— begin —

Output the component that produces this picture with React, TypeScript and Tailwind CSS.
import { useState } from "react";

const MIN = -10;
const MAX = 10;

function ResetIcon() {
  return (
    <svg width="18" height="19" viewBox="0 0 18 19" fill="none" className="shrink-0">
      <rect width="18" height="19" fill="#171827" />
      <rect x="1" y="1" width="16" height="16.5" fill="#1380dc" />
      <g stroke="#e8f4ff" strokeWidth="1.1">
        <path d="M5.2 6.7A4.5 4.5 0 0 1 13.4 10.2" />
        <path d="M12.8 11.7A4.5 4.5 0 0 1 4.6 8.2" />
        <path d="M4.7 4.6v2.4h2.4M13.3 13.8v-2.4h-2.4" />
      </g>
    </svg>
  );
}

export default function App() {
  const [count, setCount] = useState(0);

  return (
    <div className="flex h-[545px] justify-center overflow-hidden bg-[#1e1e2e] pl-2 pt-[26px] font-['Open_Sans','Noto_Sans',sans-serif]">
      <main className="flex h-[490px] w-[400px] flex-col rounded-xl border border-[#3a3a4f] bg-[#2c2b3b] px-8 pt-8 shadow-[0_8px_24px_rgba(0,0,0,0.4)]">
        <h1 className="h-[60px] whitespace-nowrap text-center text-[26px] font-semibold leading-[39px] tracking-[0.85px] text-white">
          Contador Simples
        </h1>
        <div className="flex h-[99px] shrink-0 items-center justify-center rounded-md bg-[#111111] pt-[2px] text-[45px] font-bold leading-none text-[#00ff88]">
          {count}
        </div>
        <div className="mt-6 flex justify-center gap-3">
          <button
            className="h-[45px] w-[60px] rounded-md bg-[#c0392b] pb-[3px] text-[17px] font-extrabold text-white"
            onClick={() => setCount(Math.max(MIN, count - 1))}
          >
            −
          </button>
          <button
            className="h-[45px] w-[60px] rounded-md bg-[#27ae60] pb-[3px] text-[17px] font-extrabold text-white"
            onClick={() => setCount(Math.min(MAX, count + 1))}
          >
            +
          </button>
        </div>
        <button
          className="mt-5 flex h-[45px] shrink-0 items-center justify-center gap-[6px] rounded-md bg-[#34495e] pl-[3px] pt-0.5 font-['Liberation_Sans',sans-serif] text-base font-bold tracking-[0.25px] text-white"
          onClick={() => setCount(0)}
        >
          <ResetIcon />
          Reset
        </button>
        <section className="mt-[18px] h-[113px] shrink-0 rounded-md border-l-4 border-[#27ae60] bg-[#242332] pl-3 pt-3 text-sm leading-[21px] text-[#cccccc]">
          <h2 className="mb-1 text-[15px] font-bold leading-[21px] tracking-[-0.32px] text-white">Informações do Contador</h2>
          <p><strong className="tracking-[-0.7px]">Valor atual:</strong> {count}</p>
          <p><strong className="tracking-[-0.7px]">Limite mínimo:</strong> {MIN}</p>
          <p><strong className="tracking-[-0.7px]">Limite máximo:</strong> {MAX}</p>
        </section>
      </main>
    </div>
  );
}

— end —
— begin —

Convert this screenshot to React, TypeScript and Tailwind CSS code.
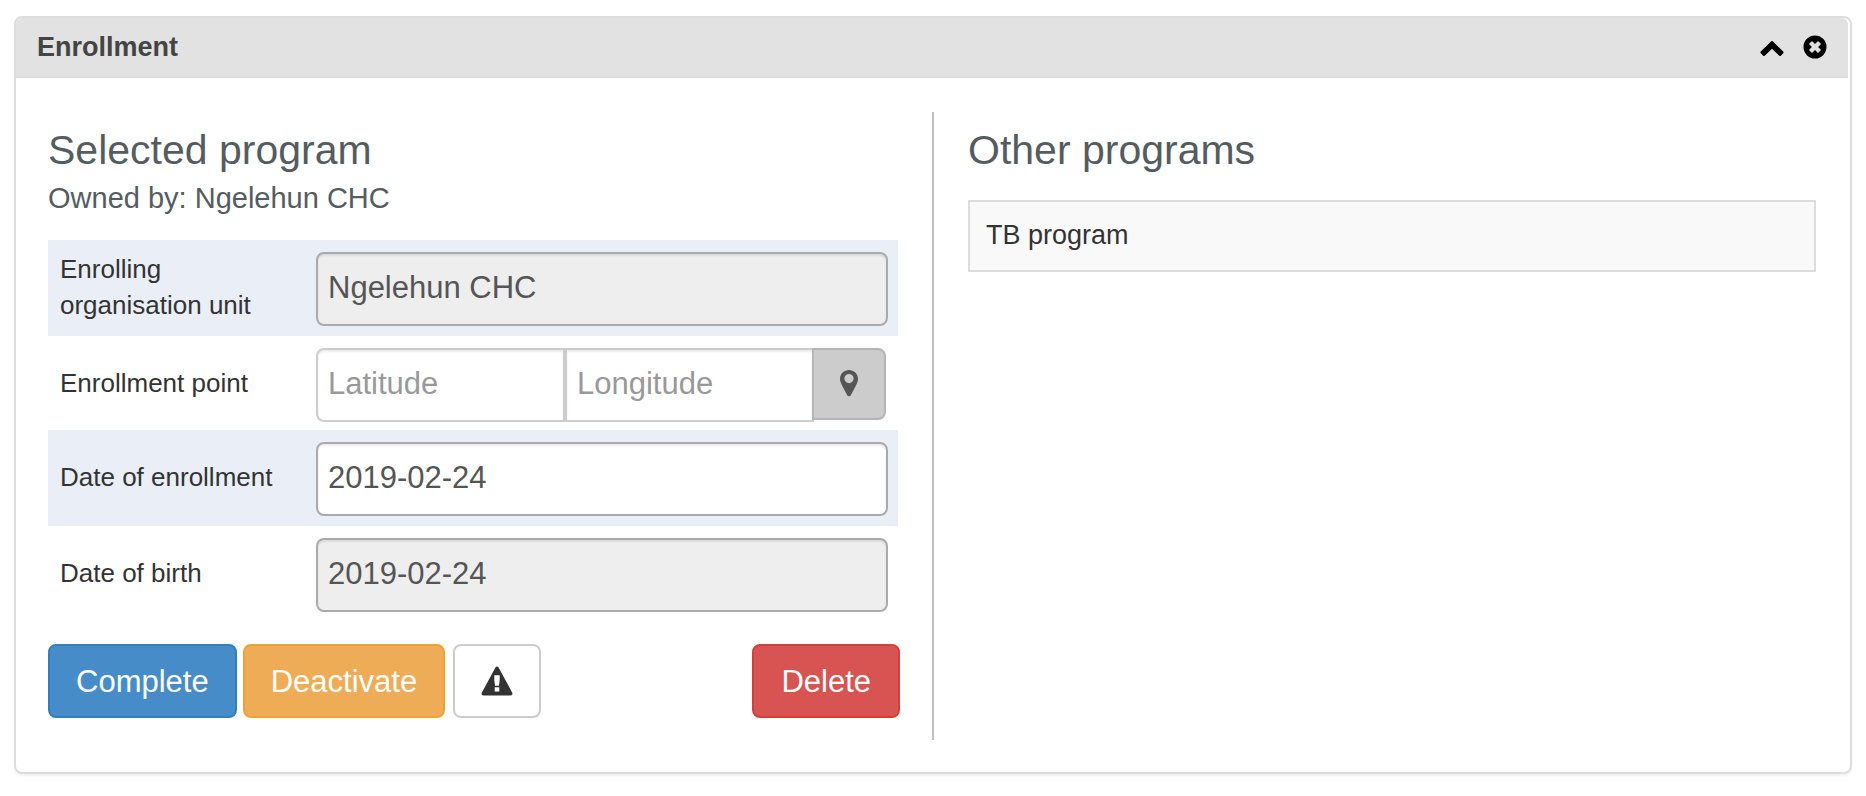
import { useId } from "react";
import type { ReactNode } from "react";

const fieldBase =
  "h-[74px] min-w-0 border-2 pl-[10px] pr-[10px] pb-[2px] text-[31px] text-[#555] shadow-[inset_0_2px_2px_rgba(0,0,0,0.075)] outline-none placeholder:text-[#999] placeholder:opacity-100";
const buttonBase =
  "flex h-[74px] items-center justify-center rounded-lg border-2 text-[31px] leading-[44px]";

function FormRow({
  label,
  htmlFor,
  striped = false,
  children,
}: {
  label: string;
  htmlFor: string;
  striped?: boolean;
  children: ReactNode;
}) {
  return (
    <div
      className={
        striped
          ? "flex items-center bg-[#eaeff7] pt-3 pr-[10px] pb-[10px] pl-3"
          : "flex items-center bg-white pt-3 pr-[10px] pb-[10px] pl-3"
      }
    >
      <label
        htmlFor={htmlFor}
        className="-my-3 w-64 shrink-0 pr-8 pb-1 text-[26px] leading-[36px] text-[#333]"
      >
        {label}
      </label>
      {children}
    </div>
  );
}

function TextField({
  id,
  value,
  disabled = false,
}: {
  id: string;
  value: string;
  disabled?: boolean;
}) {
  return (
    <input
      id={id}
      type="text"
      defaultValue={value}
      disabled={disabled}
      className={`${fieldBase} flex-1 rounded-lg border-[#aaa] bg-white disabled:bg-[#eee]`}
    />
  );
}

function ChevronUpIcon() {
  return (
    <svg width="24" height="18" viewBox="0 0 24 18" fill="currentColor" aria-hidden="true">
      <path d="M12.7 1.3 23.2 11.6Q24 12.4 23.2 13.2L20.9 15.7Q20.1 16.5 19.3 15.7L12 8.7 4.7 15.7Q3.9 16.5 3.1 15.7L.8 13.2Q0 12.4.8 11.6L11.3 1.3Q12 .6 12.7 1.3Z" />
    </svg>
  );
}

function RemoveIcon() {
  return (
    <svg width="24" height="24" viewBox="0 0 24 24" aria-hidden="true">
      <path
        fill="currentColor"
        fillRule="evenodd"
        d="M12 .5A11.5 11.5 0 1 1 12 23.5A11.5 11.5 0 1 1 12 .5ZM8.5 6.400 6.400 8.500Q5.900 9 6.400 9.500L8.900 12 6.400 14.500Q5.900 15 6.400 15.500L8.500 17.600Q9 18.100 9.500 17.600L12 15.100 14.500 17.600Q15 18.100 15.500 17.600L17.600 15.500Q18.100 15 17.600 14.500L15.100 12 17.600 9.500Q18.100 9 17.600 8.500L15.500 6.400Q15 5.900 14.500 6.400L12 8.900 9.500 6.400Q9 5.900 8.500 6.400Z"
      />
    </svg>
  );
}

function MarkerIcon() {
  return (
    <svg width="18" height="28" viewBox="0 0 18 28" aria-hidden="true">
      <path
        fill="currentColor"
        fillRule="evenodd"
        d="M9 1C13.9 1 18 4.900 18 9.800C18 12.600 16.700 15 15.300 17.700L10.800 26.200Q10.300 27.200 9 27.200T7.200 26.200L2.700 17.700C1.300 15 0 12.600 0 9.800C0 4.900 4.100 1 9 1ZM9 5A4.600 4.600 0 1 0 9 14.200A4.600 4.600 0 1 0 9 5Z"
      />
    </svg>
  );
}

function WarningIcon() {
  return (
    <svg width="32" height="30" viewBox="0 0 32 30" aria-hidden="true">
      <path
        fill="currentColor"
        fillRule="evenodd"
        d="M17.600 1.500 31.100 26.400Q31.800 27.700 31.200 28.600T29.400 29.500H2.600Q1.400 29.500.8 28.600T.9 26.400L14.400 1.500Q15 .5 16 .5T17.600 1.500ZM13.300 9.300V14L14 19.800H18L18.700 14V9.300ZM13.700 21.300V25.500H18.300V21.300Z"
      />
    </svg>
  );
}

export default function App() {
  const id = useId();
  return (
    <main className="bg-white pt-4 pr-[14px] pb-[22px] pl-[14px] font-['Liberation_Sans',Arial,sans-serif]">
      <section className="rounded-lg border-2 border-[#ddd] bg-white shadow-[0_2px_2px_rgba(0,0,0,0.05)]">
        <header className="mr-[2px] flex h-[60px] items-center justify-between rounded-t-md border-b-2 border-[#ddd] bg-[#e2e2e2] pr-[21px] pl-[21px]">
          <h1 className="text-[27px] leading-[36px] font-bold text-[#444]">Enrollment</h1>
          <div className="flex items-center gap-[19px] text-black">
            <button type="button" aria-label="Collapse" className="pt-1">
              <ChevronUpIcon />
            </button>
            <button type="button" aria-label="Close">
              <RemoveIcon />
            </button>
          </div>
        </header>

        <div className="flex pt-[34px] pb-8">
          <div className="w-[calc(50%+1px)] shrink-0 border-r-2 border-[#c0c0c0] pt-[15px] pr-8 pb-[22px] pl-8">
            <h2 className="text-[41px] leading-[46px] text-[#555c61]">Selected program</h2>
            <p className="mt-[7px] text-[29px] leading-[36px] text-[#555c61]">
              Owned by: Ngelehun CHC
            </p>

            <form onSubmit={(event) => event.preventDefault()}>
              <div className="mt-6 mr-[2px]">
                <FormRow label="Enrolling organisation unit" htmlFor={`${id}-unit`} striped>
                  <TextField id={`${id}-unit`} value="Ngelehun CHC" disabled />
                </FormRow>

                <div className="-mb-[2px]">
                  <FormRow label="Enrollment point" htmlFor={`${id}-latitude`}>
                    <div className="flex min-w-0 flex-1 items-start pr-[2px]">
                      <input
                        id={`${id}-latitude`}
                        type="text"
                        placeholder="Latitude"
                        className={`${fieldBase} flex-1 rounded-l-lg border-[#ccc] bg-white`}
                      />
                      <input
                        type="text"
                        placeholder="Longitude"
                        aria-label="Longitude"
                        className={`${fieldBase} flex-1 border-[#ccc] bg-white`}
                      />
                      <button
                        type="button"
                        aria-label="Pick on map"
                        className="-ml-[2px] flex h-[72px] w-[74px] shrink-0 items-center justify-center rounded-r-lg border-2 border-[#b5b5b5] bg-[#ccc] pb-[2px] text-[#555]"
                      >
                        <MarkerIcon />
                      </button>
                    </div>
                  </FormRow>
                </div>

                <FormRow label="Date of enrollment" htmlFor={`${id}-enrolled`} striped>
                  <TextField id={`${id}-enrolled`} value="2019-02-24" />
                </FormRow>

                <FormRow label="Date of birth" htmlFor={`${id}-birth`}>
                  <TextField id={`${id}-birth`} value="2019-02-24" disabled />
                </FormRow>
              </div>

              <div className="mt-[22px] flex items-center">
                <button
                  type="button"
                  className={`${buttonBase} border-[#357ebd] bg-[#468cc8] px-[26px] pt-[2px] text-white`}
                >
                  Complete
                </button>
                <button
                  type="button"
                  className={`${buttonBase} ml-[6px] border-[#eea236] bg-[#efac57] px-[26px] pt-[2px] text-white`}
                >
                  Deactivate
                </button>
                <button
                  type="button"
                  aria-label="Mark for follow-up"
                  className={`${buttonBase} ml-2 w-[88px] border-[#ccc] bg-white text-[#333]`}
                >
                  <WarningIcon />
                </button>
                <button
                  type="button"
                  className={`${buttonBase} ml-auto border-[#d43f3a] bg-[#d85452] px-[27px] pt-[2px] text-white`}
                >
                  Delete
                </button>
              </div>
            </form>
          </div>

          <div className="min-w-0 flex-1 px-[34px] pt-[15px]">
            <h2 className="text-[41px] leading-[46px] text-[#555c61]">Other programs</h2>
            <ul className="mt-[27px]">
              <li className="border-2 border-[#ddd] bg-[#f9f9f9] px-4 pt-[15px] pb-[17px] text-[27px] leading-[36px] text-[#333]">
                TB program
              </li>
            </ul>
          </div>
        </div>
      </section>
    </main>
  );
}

— end —

_EXERCISE_
Pull every line containing "this" out of the data above.

_TASK SOLUTION_
Output the component that produces this picture with React, TypeScript and Tailwind CSS.
Convert this screenshot to React, TypeScript and Tailwind CSS code.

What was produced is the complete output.